A type checker will immediately tell you that "2" is an invalid input to the sqrt() function, and that arctan() doesn’t exist at all. But consider the equivalent using E-objects:

mod = codegen.Module()

_, math_lib = mod.create_import("math")
_, decimal_lib = mod.create_import("decimal")

mod.enames.print(math_lib.e.sqrt("2"))
mod.enames.print(math_lib.e.arctan(decimal_lib.e.Decimal(1)))

This looks similar, but gives no type check errors. All the objects involved are correctly inferred as having type E, and E objects allows any method to be called with any E objects as values.

This is exactly the same as the equivalent without E-objects:

mod.scope.name("print").call([math_lib.attr("sqrt").call([codegen.String("2")])])

However, the use of strings like "print" and "sqrt" may make you more aware of the code generation and the limited nature of type checking, while E-objects can make you think there is more checking than there really is.

You do still get type checking for incorrect usage of the E-object API itself. For example, if you do this:

import decimal

mod.enames.print(math_lib.e.sqrt(decimal.Decimal(1)))

…you will get an error (something like “Argument of type “Decimal” cannot be assigned to parameter “args” of type “ELike” in function “__call__””), informing you that Decimal objects can’t be auto-converted to Expression, unlike integers and floats.

Unsupported operators

Some operators cannot be overridden by implementing dunder methods:

  • is and is not - these always do object identity in Python

  • and and or are special short-circuiting operators in Python i.e. control structures. Similarly if/else.

  • in and not in membership operators can’t be supported.

  • star-unpacking, like foo(*x) or foo(**x), is not supported (and will produce an infinite loop if you attempt it…)

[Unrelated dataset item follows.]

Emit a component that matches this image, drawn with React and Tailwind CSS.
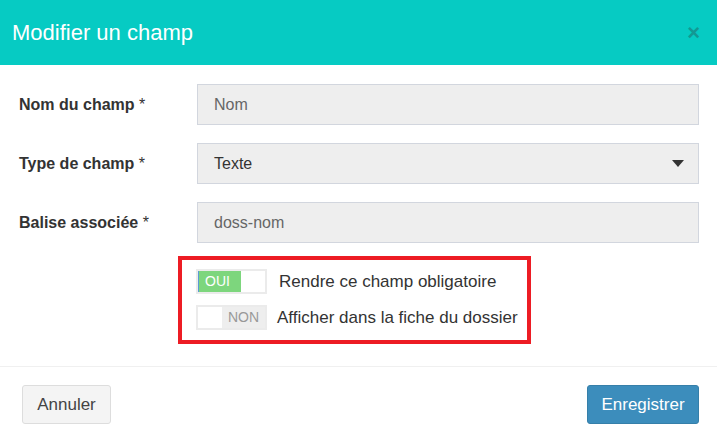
import React from "react";

const font = { fontFamily: '"Liberation Sans", Arial, sans-serif' };

const Field = ({ label, children }) => (
  <div className="flex items-center">
    <label className="w-[179px] shrink-0 pl-[1px] text-[16px] text-[#333]">
      <span className="font-bold">{label}</span> *
    </label>
    {children}
  </div>
);

const Toggle = ({ on }) => (
  <div className="flex h-[25px] w-[71px] border-2 border-[#ebebeb] bg-white">
    {on ? (
      <>
        <span className="flex w-[43px] items-center border-l border-[#5b9bd5] bg-[#7dd67d] pl-[6px] text-[14px] text-white">OUI</span>
        <span className="flex-1 bg-white" />
      </>
    ) : (
      <>
        <span className="w-[24px] bg-white" />
        <span className="flex flex-1 items-center justify-center bg-[#eeeeee] text-[14px] text-[#999]">NON</span>
      </>
    )}
  </div>
);

export default function App() {
  return (
    <div className="h-[448px] w-[717px] bg-white" style={font}>
      {/* header */}
      <div className="flex h-[65px] items-center justify-between bg-[#06cbc3] pl-[12px] pr-[17px]">
        <h1 className="text-[22px] text-white">Modifier un champ</h1>
        <span className="text-[22px] font-bold leading-none text-[#139893]">×</span>
      </div>

      {/* body */}
      <div className="flex flex-col gap-[18px] px-[18px] pt-[19px]">
        <Field label="Nom du champ">
          <div className="flex h-[41px] flex-1 items-center border border-[#d2d6de] bg-[#eeeeee] px-[16px] text-[16px] text-[#666]">Nom</div>
        </Field>
        <Field label="Type de champ">
          <div className="flex h-[41px] flex-1 items-center justify-between border border-[#d2d6de] bg-[#eeeeee] pl-[16px] pr-[14px] text-[16px] text-[#333]">
            <span>Texte</span>
            <svg width="12" height="7" viewBox="0 0 12 7"><path d="M0 0h12L6 7z" fill="#333" /></svg>
          </div>
        </Field>
        <Field label="Balise associée">
          <div className="flex h-[41px] flex-1 items-center border border-[#d2d6de] bg-[#eeeeee] px-[16px] text-[16px] text-[#666]">doss-nom</div>
        </Field>
      </div>

      <div className="pl-[178px] pt-[13px]">
        <div className="inline-flex w-[353px] flex-col gap-[10px] border-4 border-[#ed1c24] pb-[10px] pl-[14px] pt-[9px]">
          <div className="flex items-center gap-[12px]">
            <Toggle on />
            <span className="text-[17px] text-[#333]">Rendre ce champ obligatoire</span>
          </div>
          <div className="flex items-center gap-[10px]">
            <Toggle />
            <span className="text-[17px] text-[#333]">Afficher dans la fiche du dossier</span>
          </div>
        </div>
      </div>

      {/* footer */}
      <div className="mt-[22px] flex items-center justify-between border-t border-[#f0f0f0] pb-[23px] pl-[22px] pr-[18px] pt-[18px]">
        <button className="h-[39px] w-[89px] rounded-[3px] border border-[#ddd] bg-[#f4f4f4] text-[17px] text-[#444]">Annuler</button>
        <button className="h-[39px] w-[112px] rounded-[3px] border border-[#367fa9] bg-[#3c8dbc] text-[17px] text-white">Enregistrer</button>
      </div>
    </div>
  );
}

For these, you need to fall back to converting to Expression with Expression.from_e, and using method chaining.

Comparisons

Comparison operators ==, !=, < etc do not always come out on the “side” you expect, due to Python limitations. If you put an E-object on the right and a Python object on the left, it comes out backwards:

x.e == 1   #      produces `x == 1`
1 == x.e   # also produces `x == 1`

In addition, the second form will be deduced by type checkers to have type bool, when in fact it produces an E-object. So the first form should be preferred.